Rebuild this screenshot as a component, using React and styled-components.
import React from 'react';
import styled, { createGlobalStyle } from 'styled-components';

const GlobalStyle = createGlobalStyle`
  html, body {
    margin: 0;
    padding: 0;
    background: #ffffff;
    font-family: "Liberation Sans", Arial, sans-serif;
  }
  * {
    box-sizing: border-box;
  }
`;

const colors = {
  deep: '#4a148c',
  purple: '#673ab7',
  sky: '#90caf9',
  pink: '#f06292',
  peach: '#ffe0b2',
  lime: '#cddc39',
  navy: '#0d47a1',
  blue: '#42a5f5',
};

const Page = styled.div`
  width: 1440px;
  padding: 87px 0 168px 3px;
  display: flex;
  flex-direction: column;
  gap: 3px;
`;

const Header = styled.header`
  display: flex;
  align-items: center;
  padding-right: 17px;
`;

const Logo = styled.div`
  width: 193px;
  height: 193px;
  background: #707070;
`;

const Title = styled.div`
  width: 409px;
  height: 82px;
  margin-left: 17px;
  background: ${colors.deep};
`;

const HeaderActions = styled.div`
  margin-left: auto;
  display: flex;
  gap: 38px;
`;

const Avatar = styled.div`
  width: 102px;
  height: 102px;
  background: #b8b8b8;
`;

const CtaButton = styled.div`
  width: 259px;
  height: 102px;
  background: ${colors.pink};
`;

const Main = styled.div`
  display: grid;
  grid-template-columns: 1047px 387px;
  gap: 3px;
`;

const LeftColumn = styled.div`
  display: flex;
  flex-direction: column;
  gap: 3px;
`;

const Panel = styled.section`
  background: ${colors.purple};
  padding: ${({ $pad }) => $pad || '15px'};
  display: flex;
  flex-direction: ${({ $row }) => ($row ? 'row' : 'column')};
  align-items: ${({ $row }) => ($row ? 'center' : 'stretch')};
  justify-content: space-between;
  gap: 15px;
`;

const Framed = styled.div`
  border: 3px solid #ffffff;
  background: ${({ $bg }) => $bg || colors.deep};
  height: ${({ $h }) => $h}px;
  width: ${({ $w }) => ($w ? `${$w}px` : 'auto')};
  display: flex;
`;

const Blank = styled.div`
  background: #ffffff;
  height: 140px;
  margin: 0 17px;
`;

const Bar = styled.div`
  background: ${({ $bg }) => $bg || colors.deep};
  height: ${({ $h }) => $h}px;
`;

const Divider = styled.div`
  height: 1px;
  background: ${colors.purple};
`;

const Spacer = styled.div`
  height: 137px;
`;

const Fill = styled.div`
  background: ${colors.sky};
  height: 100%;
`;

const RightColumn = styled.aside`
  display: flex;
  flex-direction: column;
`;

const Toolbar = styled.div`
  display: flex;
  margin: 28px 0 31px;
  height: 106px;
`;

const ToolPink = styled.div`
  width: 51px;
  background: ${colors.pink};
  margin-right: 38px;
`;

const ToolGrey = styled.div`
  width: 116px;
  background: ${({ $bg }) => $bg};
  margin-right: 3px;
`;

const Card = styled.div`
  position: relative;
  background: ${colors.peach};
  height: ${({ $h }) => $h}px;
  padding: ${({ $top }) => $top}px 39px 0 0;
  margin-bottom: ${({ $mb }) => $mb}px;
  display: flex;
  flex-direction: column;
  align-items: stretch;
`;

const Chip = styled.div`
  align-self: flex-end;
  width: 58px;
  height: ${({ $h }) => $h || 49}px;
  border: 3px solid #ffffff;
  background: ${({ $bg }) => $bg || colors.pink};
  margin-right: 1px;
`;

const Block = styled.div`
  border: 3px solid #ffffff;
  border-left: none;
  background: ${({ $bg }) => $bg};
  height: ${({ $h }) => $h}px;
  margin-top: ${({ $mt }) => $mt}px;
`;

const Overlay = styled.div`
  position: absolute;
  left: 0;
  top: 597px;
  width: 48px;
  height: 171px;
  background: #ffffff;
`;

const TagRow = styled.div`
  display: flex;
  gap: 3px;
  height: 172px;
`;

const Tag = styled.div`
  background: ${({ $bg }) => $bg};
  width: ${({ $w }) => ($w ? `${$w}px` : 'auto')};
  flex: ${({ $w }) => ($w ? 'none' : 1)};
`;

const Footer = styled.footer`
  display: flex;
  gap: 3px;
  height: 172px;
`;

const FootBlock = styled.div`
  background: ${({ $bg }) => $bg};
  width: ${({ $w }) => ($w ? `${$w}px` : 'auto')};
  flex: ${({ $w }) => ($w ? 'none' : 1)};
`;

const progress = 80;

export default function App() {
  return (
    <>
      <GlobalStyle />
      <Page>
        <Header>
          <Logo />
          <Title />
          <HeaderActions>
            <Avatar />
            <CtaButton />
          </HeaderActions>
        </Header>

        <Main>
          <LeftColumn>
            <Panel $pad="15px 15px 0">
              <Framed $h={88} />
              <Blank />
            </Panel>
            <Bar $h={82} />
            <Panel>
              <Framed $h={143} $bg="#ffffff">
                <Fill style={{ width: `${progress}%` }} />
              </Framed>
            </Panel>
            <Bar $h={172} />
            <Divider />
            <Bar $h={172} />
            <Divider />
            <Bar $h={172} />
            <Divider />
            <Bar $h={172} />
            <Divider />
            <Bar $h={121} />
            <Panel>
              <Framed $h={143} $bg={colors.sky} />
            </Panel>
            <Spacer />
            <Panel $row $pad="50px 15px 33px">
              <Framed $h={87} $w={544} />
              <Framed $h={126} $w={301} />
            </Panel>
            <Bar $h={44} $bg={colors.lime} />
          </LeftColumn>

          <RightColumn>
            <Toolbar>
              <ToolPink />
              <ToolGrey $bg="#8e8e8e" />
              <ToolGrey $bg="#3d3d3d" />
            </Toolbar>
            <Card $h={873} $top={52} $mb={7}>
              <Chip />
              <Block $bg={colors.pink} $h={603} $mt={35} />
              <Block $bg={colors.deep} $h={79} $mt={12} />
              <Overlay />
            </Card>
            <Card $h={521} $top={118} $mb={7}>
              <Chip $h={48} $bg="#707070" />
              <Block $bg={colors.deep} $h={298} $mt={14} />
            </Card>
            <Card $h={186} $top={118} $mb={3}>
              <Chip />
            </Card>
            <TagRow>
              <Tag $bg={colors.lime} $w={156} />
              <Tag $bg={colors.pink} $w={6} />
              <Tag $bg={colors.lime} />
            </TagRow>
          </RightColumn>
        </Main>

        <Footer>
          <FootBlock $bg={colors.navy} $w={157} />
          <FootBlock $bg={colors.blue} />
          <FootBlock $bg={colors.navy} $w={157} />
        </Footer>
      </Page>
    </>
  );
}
* * *
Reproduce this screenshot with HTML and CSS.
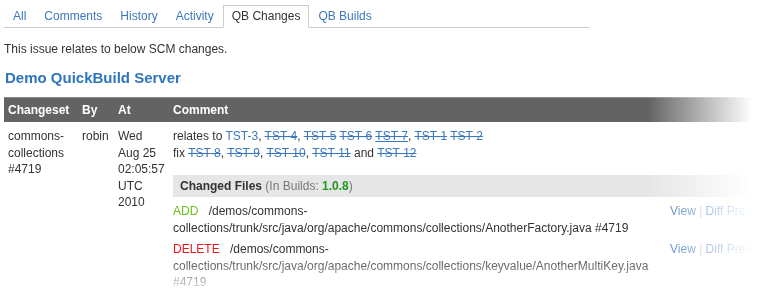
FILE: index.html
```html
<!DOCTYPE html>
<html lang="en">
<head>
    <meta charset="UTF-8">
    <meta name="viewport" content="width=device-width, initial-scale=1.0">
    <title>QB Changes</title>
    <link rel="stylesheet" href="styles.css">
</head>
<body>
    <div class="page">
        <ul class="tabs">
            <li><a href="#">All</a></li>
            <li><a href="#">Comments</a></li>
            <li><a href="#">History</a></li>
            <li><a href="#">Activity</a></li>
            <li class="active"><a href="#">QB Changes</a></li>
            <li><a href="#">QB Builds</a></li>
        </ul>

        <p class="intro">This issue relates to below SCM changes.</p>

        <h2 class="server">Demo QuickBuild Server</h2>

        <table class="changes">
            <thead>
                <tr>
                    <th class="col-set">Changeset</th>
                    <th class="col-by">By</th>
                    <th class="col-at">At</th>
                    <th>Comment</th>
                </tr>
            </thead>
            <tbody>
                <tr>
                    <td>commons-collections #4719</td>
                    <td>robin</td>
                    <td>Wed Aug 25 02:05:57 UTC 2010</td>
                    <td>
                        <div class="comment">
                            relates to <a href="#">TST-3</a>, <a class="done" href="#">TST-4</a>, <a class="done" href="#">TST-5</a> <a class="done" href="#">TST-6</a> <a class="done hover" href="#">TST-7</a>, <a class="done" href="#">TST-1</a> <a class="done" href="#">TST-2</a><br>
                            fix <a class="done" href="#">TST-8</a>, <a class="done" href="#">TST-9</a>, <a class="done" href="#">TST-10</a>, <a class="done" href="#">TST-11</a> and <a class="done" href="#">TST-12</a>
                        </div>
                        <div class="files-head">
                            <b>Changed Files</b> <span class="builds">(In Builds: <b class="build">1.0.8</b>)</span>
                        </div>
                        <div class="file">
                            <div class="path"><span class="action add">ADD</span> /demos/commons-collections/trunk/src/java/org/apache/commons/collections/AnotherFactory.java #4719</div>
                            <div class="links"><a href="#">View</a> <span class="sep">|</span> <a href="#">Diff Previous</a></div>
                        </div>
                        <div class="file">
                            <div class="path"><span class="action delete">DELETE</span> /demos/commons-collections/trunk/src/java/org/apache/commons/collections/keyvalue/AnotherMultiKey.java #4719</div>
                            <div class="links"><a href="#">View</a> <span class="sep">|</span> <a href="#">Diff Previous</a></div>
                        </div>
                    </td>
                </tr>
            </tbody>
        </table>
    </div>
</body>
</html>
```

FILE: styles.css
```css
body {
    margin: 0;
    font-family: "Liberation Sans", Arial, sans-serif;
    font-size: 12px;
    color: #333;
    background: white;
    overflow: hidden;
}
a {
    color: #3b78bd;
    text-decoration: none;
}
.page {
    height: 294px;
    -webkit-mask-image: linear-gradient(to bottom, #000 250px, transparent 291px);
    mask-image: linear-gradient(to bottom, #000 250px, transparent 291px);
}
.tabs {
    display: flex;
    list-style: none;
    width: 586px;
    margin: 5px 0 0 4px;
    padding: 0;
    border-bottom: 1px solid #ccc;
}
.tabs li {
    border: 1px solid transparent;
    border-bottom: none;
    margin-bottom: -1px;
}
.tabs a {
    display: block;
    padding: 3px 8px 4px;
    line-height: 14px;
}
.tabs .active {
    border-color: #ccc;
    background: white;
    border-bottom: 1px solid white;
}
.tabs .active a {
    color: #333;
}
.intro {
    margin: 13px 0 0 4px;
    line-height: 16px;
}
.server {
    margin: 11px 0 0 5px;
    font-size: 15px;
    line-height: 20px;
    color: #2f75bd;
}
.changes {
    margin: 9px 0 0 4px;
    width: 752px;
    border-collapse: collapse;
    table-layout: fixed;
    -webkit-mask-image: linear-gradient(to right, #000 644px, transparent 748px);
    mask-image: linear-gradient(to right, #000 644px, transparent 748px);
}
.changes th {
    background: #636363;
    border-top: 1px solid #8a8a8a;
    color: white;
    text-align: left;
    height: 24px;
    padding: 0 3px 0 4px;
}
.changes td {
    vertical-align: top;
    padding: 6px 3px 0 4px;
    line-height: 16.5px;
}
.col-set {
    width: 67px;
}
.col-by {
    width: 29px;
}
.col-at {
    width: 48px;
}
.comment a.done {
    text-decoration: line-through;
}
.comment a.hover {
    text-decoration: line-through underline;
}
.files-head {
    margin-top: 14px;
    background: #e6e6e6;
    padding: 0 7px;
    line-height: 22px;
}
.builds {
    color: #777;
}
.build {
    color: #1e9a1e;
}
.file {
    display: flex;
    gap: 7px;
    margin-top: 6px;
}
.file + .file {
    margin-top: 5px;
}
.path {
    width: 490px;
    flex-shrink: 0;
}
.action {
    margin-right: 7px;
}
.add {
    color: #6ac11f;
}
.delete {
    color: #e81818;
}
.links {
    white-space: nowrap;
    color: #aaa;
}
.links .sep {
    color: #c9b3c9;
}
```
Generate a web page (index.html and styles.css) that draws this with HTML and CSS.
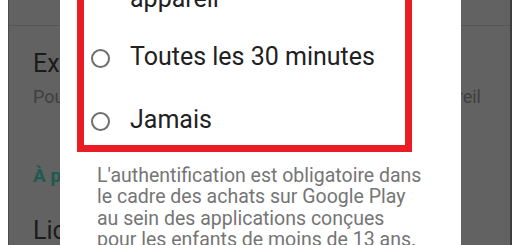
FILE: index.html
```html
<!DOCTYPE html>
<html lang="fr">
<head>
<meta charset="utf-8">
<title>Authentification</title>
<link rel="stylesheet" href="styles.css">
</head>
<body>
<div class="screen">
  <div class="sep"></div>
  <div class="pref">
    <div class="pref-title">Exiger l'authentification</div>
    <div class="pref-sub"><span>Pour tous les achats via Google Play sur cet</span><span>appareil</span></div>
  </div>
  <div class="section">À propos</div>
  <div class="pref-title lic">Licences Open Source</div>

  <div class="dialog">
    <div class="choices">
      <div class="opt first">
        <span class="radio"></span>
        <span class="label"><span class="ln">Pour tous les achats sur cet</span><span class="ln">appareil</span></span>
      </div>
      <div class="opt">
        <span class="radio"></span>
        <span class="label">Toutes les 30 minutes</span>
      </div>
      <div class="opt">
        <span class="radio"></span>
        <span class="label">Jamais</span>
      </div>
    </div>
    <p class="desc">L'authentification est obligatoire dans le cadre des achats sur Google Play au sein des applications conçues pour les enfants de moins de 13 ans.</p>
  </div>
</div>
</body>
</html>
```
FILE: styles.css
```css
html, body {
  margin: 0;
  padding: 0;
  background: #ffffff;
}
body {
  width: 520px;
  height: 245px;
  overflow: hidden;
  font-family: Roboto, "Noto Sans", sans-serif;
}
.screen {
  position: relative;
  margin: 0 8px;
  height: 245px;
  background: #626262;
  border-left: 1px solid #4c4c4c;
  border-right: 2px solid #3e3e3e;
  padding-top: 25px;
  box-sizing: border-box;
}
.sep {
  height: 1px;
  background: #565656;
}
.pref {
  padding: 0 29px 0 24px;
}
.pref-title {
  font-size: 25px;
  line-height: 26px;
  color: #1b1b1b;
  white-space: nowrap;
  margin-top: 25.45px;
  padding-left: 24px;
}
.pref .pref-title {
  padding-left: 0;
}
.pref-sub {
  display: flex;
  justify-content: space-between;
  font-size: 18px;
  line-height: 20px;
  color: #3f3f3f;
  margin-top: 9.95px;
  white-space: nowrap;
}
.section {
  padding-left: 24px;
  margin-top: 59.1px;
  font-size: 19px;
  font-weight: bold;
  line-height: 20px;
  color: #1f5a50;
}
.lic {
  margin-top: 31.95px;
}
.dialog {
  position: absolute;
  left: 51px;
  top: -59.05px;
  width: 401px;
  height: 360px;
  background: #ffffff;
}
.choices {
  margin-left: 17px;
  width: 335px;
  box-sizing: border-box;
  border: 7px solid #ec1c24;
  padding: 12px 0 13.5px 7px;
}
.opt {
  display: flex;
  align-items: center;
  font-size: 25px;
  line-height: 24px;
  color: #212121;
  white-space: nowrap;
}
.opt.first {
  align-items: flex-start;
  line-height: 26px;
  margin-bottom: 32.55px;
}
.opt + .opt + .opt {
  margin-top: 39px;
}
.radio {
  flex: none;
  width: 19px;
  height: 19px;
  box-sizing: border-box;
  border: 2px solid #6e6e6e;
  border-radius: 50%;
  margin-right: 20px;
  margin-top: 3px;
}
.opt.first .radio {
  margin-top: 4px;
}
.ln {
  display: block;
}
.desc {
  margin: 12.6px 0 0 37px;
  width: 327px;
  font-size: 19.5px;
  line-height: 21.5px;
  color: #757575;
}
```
==
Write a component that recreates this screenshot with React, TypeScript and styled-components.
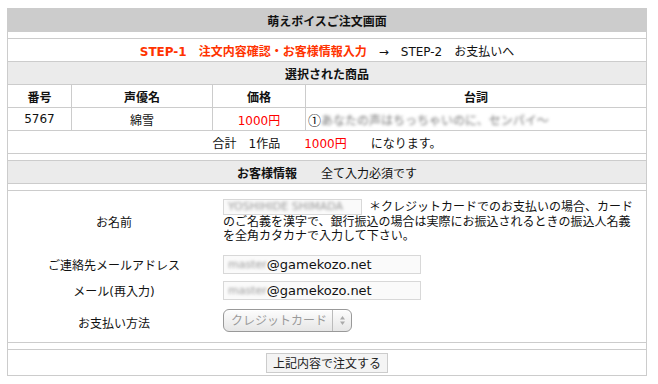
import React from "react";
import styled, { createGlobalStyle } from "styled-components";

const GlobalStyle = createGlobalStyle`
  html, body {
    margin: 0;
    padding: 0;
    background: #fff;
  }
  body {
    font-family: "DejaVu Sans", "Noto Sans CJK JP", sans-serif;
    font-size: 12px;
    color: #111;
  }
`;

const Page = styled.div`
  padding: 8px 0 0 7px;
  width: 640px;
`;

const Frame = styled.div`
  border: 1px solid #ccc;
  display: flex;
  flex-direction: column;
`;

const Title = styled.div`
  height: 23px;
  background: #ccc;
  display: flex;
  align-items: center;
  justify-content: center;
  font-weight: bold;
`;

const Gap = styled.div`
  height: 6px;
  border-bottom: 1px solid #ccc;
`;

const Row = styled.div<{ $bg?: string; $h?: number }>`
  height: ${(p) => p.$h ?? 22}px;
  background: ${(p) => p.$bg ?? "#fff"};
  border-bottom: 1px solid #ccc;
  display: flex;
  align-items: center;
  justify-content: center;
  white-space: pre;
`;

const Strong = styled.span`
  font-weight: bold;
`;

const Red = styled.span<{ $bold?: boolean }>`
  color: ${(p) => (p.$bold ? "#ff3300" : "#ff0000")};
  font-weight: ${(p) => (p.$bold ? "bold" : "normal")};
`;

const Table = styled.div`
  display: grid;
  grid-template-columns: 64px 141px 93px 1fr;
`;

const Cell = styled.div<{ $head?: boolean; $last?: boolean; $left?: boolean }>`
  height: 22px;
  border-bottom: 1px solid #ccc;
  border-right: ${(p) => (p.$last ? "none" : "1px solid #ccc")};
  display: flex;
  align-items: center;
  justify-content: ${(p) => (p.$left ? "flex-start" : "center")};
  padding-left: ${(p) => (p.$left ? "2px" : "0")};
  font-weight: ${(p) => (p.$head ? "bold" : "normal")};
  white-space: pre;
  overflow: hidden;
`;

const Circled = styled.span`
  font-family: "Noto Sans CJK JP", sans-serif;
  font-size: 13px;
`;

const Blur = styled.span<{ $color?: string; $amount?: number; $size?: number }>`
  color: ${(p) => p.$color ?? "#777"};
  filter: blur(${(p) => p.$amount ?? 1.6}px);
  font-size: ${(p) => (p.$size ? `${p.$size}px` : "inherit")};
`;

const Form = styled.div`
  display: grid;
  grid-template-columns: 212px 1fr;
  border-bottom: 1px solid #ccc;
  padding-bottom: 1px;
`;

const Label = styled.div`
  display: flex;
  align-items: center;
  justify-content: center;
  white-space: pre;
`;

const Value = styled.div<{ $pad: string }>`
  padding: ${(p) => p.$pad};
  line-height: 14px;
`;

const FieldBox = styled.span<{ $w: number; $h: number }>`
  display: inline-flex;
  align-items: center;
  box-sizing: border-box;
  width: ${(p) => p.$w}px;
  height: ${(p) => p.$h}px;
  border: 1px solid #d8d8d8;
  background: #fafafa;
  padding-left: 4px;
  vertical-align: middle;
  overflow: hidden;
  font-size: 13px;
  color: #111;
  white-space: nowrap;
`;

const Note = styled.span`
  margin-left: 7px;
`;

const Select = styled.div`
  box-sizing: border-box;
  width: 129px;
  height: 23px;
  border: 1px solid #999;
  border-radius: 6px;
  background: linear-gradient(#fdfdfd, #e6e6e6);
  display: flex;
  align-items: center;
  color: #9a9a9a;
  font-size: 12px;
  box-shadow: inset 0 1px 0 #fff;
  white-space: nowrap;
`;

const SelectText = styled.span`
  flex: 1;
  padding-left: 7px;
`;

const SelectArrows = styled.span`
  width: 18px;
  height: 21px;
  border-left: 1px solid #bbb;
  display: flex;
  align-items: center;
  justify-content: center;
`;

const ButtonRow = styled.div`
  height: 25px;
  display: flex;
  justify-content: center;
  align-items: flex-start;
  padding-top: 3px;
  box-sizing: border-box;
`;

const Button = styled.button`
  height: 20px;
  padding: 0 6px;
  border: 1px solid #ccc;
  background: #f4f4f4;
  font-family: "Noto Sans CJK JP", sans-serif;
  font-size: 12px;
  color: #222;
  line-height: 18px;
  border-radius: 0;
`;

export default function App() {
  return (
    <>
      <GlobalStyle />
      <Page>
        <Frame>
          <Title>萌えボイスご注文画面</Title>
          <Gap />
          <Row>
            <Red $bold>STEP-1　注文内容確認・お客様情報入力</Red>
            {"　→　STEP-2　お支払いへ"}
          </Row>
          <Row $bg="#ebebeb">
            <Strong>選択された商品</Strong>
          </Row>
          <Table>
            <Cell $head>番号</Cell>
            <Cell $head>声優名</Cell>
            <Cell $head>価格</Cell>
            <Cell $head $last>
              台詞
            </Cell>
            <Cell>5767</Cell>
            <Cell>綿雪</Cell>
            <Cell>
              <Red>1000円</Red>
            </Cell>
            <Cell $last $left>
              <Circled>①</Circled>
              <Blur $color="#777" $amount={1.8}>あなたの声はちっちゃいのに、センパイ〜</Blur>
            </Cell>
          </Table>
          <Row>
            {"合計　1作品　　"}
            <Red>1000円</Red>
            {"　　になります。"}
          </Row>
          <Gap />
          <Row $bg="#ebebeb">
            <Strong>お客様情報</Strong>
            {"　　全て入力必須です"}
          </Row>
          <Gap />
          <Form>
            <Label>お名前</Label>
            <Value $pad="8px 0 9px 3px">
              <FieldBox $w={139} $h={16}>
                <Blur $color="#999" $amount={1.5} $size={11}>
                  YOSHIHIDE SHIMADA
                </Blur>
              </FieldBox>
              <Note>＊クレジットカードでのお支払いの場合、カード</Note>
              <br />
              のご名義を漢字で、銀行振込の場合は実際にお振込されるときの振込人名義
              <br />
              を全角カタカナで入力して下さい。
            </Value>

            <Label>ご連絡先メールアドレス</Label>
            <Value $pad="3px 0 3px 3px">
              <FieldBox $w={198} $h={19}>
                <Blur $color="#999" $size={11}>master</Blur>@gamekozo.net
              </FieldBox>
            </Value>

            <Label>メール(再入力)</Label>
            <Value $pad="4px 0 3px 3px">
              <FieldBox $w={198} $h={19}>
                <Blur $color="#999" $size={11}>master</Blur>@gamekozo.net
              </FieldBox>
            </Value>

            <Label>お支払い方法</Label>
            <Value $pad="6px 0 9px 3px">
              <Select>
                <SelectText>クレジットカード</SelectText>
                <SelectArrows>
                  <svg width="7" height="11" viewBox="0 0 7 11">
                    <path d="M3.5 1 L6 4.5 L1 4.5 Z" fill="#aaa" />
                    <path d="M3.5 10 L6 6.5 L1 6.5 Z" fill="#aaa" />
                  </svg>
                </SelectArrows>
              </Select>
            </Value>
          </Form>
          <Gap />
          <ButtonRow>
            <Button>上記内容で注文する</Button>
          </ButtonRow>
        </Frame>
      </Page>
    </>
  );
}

▶ [Your task] Give only the number of lines in the records that include the word "with".

▶ [Solved exercise] 3